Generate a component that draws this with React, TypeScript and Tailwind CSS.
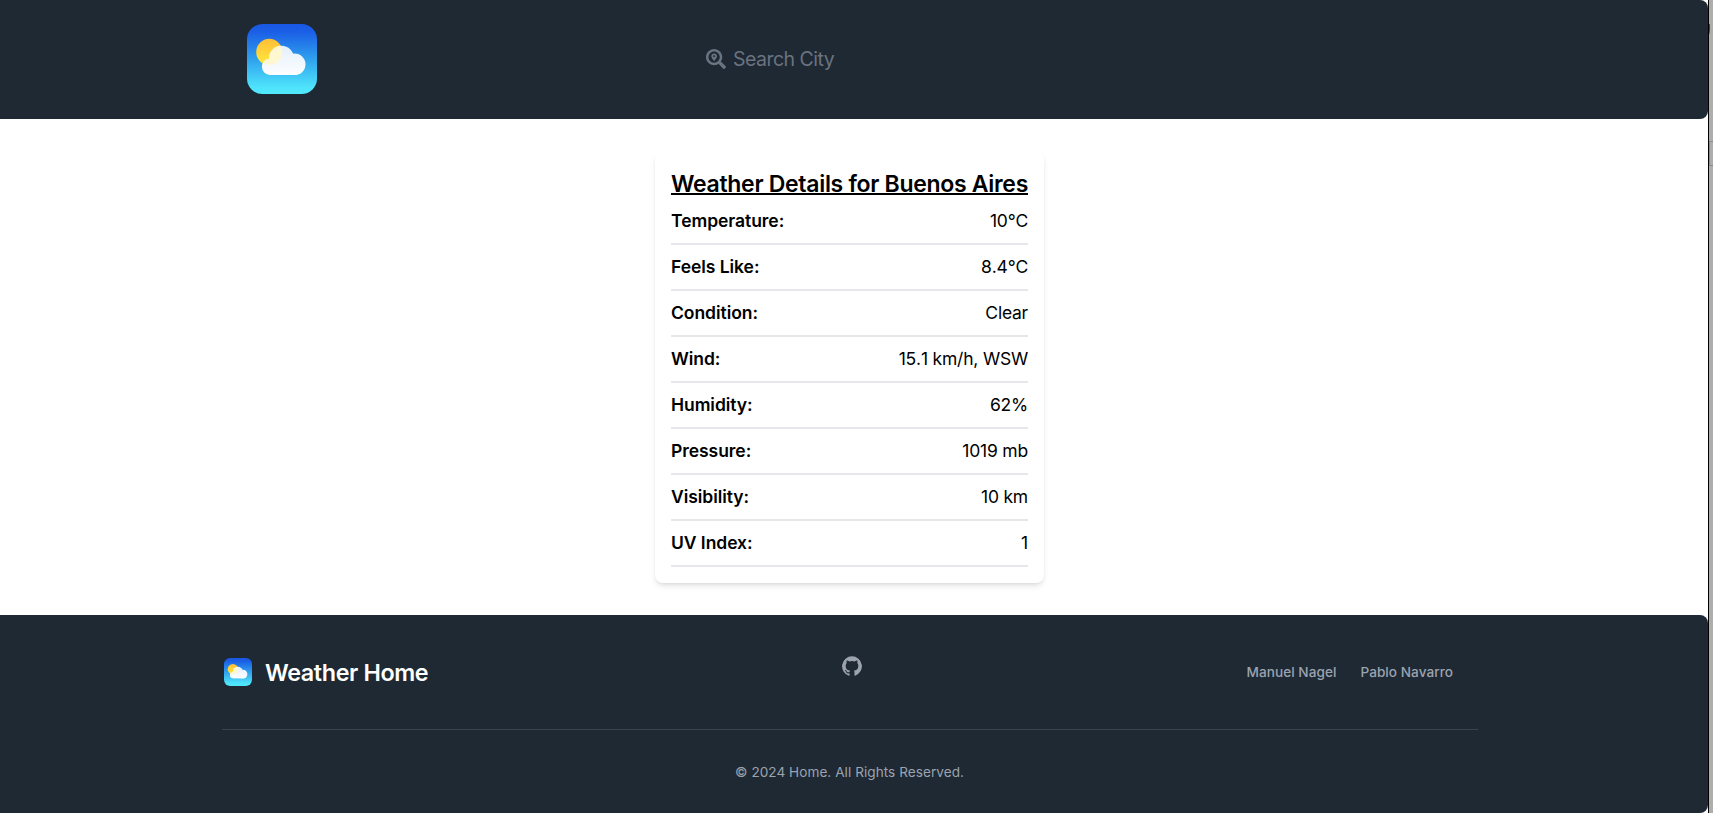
import { useId } from "react";
import { FaSearchLocation } from "react-icons/fa";

const details = [
  { label: "Temperature:", value: "10°C" },
  { label: "Feels Like:", value: "8.4°C" },
  { label: "Condition:", value: "Clear" },
  { label: "Wind:", value: "15.1 km/h, WSW" },
  { label: "Humidity:", value: "62%" },
  { label: "Pressure:", value: "1019 mb" },
  { label: "Visibility:", value: "10 km" },
  { label: "UV Index:", value: "1" },
];

function CloudShape() {
  return (
    <>
      <circle cx="34.5" cy="34.3" r="12.5" />
      <circle cx="47.7" cy="40.3" r="10.8" />
      <circle cx="23" cy="42.8" r="8.1" />
      <rect x="23" y="36" width="25" height="15" />
    </>
  );
}

function WeatherLogo({ className }: { className: string }) {
  const id = useId();
  return (
    <svg viewBox="0 0 70 70" className={className} aria-hidden="true">
      <defs>
        <linearGradient id={`${id}sky`} x1="0" y1="0" x2="0" y2="1">
          <stop offset="0" stopColor="#1a57e4" />
          <stop offset="0.12" stopColor="#1b60e6" />
          <stop offset="0.5" stopColor="#2fa0ee" />
          <stop offset="0.9" stopColor="#4ee3fb" />
          <stop offset="1" stopColor="#50e9fd" />
        </linearGradient>
        <linearGradient id={`${id}sun`} x1="0" y1="0" x2="0" y2="1">
          <stop offset="0" stopColor="#ffbe38" />
          <stop offset="1" stopColor="#ffe93c" />
        </linearGradient>
        <linearGradient id={`${id}cloud`} gradientUnits="userSpaceOnUse" x1="0" y1="22" x2="0" y2="51">
          <stop offset="0" stopColor="#e3effc" />
          <stop offset="1" stopColor="#fdfeff" />
        </linearGradient>
        <clipPath id={`${id}clip`}>
          <CloudShape />
        </clipPath>
      </defs>
      <rect width="70" height="70" rx="15.5" fill={`url(#${id}sky)`} />
      <circle cx="22.3" cy="27.9" r="13.1" fill={`url(#${id}sun)`} />
      <g fill={`url(#${id}cloud)`}>
        <CloudShape />
      </g>
      <circle cx="22.3" cy="27.9" r="13.1" fill="#fff6d2" clipPath={`url(#${id}clip)`} />
    </svg>
  );
}

function GithubIcon() {
  return (
    <svg viewBox="0 0 20 20" fill="currentColor" className="size-5" aria-hidden="true">
      <path
        fillRule="evenodd"
        clipRule="evenodd"
        d="M10 .333A9.911 9.911 0 0 0 6.866 19.65c.5.092.678-.215.678-.477 0-.237-.01-1.017-.014-1.845-2.757.6-3.338-1.169-3.338-1.169a2.627 2.627 0 0 0-1.1-1.451c-.9-.615.07-.6.07-.6a2.084 2.084 0 0 1 1.518 1.021 2.11 2.11 0 0 0 2.884.823c.044-.503.268-.973.63-1.325-2.2-.25-4.516-1.1-4.516-4.9A3.832 3.832 0 0 1 4.7 7.068a3.56 3.56 0 0 1 .095-2.623s.832-.266 2.726 1.016a9.409 9.409 0 0 1 4.962 0c1.89-1.282 2.717-1.016 2.717-1.016.366.83.402 1.768.1 2.623a3.827 3.827 0 0 1 1.02 2.659c0 3.807-2.319 4.644-4.525 4.889a2.366 2.366 0 0 1 .673 1.834c0 1.326-.012 2.394-.012 2.72 0 .263.18.572.681.475A9.911 9.911 0 0 0 10 .333Z"
      />
    </svg>
  );
}

function Header() {
  return (
    <header className="flex h-[119px] items-center rounded-r-lg bg-[#1e2934] pb-[2px] pl-[247px]">
      <WeatherLogo className="size-[70px]" />
      <div className="ml-[389px] flex items-center gap-[7px] text-[#6b7280]">
        <FaSearchLocation className="size-5" />
        <span className="text-[19.5px] leading-7 tracking-[-0.52px]">Search City</span>
      </div>
    </header>
  );
}

function DetailsCard() {
  return (
    <section className="w-[389px] rounded-lg bg-white p-4 text-black shadow-md">
      <h1 className="pt-[3px] text-[23px] leading-[29px] font-semibold tracking-[-0.3px] whitespace-nowrap underline decoration-2 underline-offset-[1px] [text-decoration-skip-ink:none]">
        Weather Details for Buenos Aires
      </h1>
      <dl>
        {details.map(({ label, value }) => (
          <div
            key={label}
            className="flex justify-between border-b-2 border-[#e5e7eb] py-2 text-[17.5px] leading-7"
          >
            <dt className="font-semibold tracking-[-0.05px]">{label}</dt>
            <dd className="tracking-[-0.2px] [font-kerning:none]">{value}</dd>
          </div>
        ))}
      </dl>
    </section>
  );
}

function Footer() {
  return (
    <footer className="h-[198px] rounded-r-lg bg-[#1e2934] px-[222px] pt-[41px] text-[13.6px] leading-5 text-[#9ca3af]">
      <div className="grid w-[1256px] grid-cols-[1fr_auto_1fr] items-start">
        <div className="flex h-8 items-center gap-[13px] pl-0.5">
          <WeatherLogo className="size-7" />
          <span className="pt-0.5 text-[23.3px] leading-8 font-semibold tracking-[-0.37px] text-white">
            Weather Home
          </span>
        </div>
        <a className="ml-1">
          <GithubIcon />
        </a>
        <ul className="flex h-8 items-center justify-end gap-6 pr-[25px] font-medium tracking-[0.05px]">
          <li>Manuel Nagel</li>
          <li>Pablo Navarro</li>
        </ul>
      </div>
      <hr className="mt-[41px] w-[1256px] border-[#37434f]" />
      <p className="mt-8 w-[1255px] text-center tracking-[0.04px]">© 2024 Home. All Rights Reserved.</p>
    </footer>
  );
}

export default function App() {
  return (
    <div className="flex h-[813px] overflow-hidden bg-white font-['Inter',sans-serif]">
      <div className="flex w-[1708px] flex-col">
        <Header />
        <main className="flex flex-1 items-start justify-center pt-8 pr-[9px]">
          <DetailsCard />
        </main>
        <Footer />
      </div>
      <div className="w-px bg-black" />
      <div className="flex flex-1 flex-col bg-[#adadab]">
        <div className="mt-6 h-[10px] w-px bg-[linear-gradient(#4a4a4c,#3a3d45_50%,#8f7a6b)]" />
        <div className="mt-[107px] h-[25px] border-y border-l border-[#8b8b8a]" />
      </div>
    </div>
  );
}
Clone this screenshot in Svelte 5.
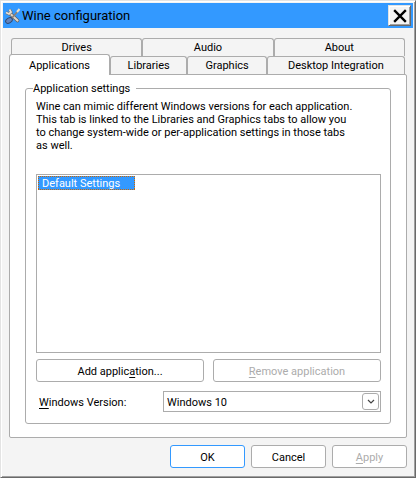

□ □ □ □ □

Extract all the entries word for word; omit any pictures.

§ **Task response**:
Generate a component that draws this with React, TypeScript and Tailwind CSS.
import { useId } from "react";
import { FaSearchLocation } from "react-icons/fa";

const details = [
  { label: "Temperature:", value: "10°C" },
  { label: "Feels Like:", value: "8.4°C" },
  { label: "Condition:", value: "Clear" },
  { label: "Wind:", value: "15.1 km/h, WSW" },
  { label: "Humidity:", value: "62%" },
  { label: "Pressure:", value: "1019 mb" },
  { label: "Visibility:", value: "10 km" },
  { label: "UV Index:", value: "1" },
];

function CloudShape() {
  return (
    <>
      <circle cx="34.5" cy="34.3" r="12.5" />
      <circle cx="47.7" cy="40.3" r="10.8" />
      <circle cx="23" cy="42.8" r="8.1" />
      <rect x="23" y="36" width="25" height="15" />
    </>
  );
}

function WeatherLogo({ className }: { className: string }) {
  const id = useId();
  return (
    <svg viewBox="0 0 70 70" className={className} aria-hidden="true">
      <defs>
        <linearGradient id={`${id}sky`} x1="0" y1="0" x2="0" y2="1">
          <stop offset="0" stopColor="#1a57e4" />
          <stop offset="0.12" stopColor="#1b60e6" />
          <stop offset="0.5" stopColor="#2fa0ee" />
          <stop offset="0.9" stopColor="#4ee3fb" />
          <stop offset="1" stopColor="#50e9fd" />
        </linearGradient>
        <linearGradient id={`${id}sun`} x1="0" y1="0" x2="0" y2="1">
          <stop offset="0" stopColor="#ffbe38" />
          <stop offset="1" stopColor="#ffe93c" />
        </linearGradient>
        <linearGradient id={`${id}cloud`} gradientUnits="userSpaceOnUse" x1="0" y1="22" x2="0" y2="51">
          <stop offset="0" stopColor="#e3effc" />
          <stop offset="1" stopColor="#fdfeff" />
        </linearGradient>
        <clipPath id={`${id}clip`}>
          <CloudShape />
        </clipPath>
      </defs>
      <rect width="70" height="70" rx="15.5" fill={`url(#${id}sky)`} />
      <circle cx="22.3" cy="27.9" r="13.1" fill={`url(#${id}sun)`} />
      <g fill={`url(#${id}cloud)`}>
        <CloudShape />
      </g>
      <circle cx="22.3" cy="27.9" r="13.1" fill="#fff6d2" clipPath={`url(#${id}clip)`} />
    </svg>
  );
}

function GithubIcon() {
  return (
    <svg viewBox="0 0 20 20" fill="currentColor" className="size-5" aria-hidden="true">
      <path
        fillRule="evenodd"
        clipRule="evenodd"
        d="M10 .333A9.911 9.911 0 0 0 6.866 19.65c.5.092.678-.215.678-.477 0-.237-.01-1.017-.014-1.845-2.757.6-3.338-1.169-3.338-1.169a2.627 2.627 0 0 0-1.1-1.451c-.9-.615.07-.6.07-.6a2.084 2.084 0 0 1 1.518 1.021 2.11 2.11 0 0 0 2.884.823c.044-.503.268-.973.63-1.325-2.2-.25-4.516-1.1-4.516-4.9A3.832 3.832 0 0 1 4.7 7.068a3.56 3.56 0 0 1 .095-2.623s.832-.266 2.726 1.016a9.409 9.409 0 0 1 4.962 0c1.89-1.282 2.717-1.016 2.717-1.016.366.83.402 1.768.1 2.623a3.827 3.827 0 0 1 1.02 2.659c0 3.807-2.319 4.644-4.525 4.889a2.366 2.366 0 0 1 .673 1.834c0 1.326-.012 2.394-.012 2.72 0 .263.18.572.681.475A9.911 9.911 0 0 0 10 .333Z"
      />
    </svg>
  );
}

function Header() {
  return (
    <header className="flex h-[119px] items-center rounded-r-lg bg-[#1e2934] pb-[2px] pl-[247px]">
      <WeatherLogo className="size-[70px]" />
      <div className="ml-[389px] flex items-center gap-[7px] text-[#6b7280]">
        <FaSearchLocation className="size-5" />
        <span className="text-[19.5px] leading-7 tracking-[-0.52px]">Search City</span>
      </div>
    </header>
  );
}

function DetailsCard() {
  return (
    <section className="w-[389px] rounded-lg bg-white p-4 text-black shadow-md">
      <h1 className="pt-[3px] text-[23px] leading-[29px] font-semibold tracking-[-0.3px] whitespace-nowrap underline decoration-2 underline-offset-[1px] [text-decoration-skip-ink:none]">
        Weather Details for Buenos Aires
      </h1>
      <dl>
        {details.map(({ label, value }) => (
          <div
            key={label}
            className="flex justify-between border-b-2 border-[#e5e7eb] py-2 text-[17.5px] leading-7"
          >
            <dt className="font-semibold tracking-[-0.05px]">{label}</dt>
            <dd className="tracking-[-0.2px] [font-kerning:none]">{value}</dd>
          </div>
        ))}
      </dl>
    </section>
  );
}

function Footer() {
  return (
    <footer className="h-[198px] rounded-r-lg bg-[#1e2934] px-[222px] pt-[41px] text-[13.6px] leading-5 text-[#9ca3af]">
      <div className="grid w-[1256px] grid-cols-[1fr_auto_1fr] items-start">
        <div className="flex h-8 items-center gap-[13px] pl-0.5">
          <WeatherLogo className="size-7" />
          <span className="pt-0.5 text-[23.3px] leading-8 font-semibold tracking-[-0.37px] text-white">
            Weather Home
          </span>
        </div>
        <a className="ml-1">
          <GithubIcon />
        </a>
        <ul className="flex h-8 items-center justify-end gap-6 pr-[25px] font-medium tracking-[0.05px]">
          <li>Manuel Nagel</li>
          <li>Pablo Navarro</li>
        </ul>
      </div>
      <hr className="mt-[41px] w-[1256px] border-[#37434f]" />
      <p className="mt-8 w-[1255px] text-center tracking-[0.04px]">© 2024 Home. All Rights Reserved.</p>
    </footer>
  );
}

export default function App() {
  return (
    <div className="flex h-[813px] overflow-hidden bg-white font-['Inter',sans-serif]">
      <div className="flex w-[1708px] flex-col">
        <Header />
        <main className="flex flex-1 items-start justify-center pt-8 pr-[9px]">
          <DetailsCard />
        </main>
        <Footer />
      </div>
      <div className="w-px bg-black" />
      <div className="flex flex-1 flex-col bg-[#adadab]">
        <div className="mt-6 h-[10px] w-px bg-[linear-gradient(#4a4a4c,#3a3d45_50%,#8f7a6b)]" />
        <div className="mt-[107px] h-[25px] border-y border-l border-[#8b8b8a]" />
      </div>
    </div>
  );
}
Clone this screenshot in Svelte 5.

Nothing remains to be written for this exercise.